### Given instruction
Pull every line holding the string "this" from the records below.

(Records contained in a dataset)
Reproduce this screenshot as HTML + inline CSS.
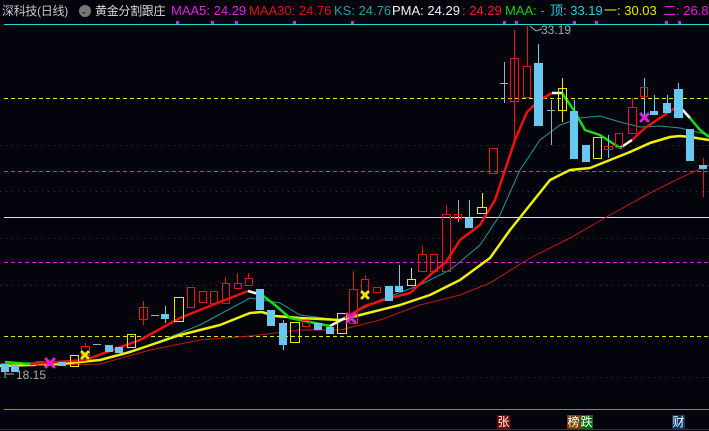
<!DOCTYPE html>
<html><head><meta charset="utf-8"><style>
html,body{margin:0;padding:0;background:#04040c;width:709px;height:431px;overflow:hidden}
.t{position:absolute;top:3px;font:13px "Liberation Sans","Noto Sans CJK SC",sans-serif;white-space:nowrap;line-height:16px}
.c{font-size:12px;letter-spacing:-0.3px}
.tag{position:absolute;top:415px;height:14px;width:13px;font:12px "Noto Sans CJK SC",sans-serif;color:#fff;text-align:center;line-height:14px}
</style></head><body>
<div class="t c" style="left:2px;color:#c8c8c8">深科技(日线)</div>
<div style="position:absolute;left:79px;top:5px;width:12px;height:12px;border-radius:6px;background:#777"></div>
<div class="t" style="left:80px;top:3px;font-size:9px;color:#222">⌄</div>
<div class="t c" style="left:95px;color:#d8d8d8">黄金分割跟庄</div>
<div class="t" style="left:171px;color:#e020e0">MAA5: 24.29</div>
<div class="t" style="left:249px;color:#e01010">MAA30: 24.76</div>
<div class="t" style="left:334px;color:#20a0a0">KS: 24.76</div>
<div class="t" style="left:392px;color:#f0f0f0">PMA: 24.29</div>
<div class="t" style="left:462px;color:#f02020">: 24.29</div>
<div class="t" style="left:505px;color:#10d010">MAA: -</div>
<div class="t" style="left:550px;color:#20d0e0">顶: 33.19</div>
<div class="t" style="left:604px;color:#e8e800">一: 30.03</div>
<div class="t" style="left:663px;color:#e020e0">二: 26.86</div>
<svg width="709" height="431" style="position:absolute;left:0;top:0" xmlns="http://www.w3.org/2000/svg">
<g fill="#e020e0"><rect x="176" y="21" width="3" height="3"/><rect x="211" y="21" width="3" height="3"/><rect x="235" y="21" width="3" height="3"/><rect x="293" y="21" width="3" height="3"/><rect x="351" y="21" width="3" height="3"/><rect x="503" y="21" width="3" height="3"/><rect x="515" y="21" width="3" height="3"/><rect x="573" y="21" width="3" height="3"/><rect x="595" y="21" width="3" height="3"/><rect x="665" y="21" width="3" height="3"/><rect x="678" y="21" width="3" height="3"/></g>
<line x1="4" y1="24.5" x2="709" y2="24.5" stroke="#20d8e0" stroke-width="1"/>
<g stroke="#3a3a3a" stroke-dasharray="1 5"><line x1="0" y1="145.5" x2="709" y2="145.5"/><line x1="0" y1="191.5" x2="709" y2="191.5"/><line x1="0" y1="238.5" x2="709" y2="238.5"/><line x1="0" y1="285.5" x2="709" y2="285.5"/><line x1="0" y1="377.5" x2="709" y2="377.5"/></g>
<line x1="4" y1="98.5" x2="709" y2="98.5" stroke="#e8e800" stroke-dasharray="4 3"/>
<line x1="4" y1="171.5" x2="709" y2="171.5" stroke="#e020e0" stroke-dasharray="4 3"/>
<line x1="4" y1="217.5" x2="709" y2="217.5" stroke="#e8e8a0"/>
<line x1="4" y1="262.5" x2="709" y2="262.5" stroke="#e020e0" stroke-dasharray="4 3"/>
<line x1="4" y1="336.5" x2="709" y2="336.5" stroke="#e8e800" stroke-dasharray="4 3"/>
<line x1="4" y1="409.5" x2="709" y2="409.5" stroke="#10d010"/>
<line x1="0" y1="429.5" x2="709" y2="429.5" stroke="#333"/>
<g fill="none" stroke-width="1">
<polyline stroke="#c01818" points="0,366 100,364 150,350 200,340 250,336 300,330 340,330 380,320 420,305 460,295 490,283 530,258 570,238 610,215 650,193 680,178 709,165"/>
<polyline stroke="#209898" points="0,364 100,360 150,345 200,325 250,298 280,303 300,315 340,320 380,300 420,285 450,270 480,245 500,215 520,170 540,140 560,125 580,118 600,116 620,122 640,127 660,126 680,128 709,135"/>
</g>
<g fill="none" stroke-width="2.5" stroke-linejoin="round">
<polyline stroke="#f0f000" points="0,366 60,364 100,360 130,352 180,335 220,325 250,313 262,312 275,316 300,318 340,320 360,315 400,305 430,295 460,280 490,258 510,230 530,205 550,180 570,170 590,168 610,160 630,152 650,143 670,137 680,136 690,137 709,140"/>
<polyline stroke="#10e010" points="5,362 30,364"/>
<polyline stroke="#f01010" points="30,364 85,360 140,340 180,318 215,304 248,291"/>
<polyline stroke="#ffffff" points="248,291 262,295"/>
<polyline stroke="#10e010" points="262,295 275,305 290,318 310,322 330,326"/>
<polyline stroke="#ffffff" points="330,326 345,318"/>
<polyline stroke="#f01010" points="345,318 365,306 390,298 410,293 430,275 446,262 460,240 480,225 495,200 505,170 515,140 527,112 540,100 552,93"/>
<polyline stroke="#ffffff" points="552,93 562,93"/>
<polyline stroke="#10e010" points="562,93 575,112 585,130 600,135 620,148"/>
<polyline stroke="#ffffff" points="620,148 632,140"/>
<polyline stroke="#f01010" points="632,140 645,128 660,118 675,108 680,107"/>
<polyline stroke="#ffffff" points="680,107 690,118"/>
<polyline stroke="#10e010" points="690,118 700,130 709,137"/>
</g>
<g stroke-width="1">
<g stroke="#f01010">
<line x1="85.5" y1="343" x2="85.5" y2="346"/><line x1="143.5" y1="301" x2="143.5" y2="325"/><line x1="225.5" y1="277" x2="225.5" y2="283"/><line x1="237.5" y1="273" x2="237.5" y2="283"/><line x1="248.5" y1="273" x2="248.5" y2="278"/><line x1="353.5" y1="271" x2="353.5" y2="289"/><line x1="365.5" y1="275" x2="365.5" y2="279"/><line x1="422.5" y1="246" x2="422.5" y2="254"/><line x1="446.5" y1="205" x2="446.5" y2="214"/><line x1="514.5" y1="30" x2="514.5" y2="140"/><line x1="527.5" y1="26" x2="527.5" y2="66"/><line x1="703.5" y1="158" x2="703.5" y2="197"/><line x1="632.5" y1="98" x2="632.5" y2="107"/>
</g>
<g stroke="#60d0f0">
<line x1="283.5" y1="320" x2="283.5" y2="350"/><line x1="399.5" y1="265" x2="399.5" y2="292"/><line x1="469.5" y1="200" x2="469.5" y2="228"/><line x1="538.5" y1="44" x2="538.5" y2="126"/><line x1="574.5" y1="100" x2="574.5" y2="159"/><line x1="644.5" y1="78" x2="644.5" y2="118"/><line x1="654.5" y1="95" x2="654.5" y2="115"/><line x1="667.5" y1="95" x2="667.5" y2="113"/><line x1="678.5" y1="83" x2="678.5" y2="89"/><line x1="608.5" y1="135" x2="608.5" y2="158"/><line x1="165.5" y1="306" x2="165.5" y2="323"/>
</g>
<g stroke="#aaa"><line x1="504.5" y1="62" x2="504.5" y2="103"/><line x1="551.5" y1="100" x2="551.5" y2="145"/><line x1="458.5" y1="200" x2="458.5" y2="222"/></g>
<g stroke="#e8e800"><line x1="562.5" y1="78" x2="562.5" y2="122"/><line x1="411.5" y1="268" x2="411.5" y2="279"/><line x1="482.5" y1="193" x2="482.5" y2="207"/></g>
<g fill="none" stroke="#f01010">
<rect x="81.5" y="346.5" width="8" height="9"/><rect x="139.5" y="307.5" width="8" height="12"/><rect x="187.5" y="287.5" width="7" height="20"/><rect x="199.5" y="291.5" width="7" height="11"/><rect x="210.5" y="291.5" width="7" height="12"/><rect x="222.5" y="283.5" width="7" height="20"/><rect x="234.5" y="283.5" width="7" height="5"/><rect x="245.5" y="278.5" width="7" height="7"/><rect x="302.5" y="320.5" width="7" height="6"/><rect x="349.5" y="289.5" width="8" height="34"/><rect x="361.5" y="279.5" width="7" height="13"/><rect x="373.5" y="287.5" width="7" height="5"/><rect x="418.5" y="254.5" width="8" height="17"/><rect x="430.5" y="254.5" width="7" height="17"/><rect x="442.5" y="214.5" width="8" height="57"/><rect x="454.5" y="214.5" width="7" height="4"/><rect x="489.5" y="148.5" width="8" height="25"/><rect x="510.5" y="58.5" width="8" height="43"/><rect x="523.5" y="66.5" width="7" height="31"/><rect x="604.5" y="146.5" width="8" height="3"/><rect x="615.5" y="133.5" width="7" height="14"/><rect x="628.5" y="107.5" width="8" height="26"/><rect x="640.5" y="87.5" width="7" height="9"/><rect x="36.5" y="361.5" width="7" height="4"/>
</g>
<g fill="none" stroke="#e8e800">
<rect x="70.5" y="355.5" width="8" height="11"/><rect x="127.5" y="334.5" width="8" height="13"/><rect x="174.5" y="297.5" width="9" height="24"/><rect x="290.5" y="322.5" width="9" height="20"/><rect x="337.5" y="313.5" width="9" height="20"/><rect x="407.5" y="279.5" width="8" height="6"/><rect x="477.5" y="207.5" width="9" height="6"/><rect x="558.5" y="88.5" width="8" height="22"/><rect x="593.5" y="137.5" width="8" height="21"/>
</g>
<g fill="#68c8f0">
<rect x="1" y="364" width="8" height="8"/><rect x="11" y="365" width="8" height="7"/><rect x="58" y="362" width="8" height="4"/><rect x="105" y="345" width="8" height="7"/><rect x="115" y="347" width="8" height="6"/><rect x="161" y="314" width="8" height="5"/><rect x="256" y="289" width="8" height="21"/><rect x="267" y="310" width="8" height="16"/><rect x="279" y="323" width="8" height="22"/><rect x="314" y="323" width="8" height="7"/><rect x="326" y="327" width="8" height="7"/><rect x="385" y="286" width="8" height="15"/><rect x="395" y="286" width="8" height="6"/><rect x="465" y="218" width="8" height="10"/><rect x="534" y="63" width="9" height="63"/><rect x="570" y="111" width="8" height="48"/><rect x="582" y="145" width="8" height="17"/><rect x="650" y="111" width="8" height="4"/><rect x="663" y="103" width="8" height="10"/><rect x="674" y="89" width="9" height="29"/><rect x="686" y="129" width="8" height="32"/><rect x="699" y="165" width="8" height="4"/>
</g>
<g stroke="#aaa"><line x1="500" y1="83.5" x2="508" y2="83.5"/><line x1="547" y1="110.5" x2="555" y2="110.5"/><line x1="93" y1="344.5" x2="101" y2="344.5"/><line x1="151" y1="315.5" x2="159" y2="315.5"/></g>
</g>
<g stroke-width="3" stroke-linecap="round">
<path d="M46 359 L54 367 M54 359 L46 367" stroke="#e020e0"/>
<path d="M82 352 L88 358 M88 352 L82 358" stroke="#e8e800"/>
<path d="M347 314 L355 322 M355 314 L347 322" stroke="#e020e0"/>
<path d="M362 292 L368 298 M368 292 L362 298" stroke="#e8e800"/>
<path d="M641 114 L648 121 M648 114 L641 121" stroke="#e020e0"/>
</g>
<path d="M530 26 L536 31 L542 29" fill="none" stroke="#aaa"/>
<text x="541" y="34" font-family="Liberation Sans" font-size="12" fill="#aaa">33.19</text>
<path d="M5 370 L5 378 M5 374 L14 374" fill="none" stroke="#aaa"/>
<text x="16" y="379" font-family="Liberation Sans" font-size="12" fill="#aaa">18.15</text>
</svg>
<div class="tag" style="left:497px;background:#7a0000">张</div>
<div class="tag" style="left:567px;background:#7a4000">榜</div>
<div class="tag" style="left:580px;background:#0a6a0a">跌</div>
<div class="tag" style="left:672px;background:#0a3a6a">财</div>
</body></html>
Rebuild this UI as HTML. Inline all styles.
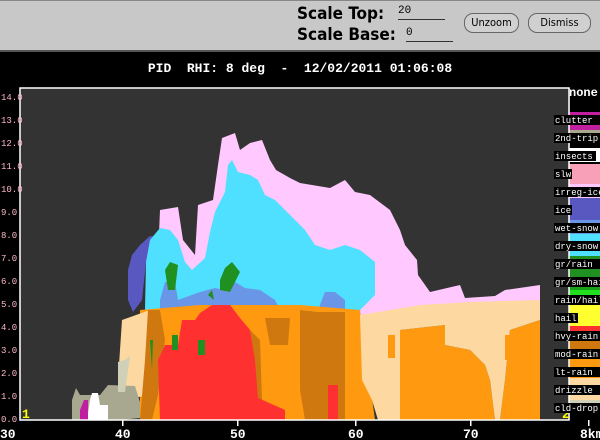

### Response below
Reproduce this screenshot as HTML + inline CSS.
Rebuild this UI as HTML. Inline all styles.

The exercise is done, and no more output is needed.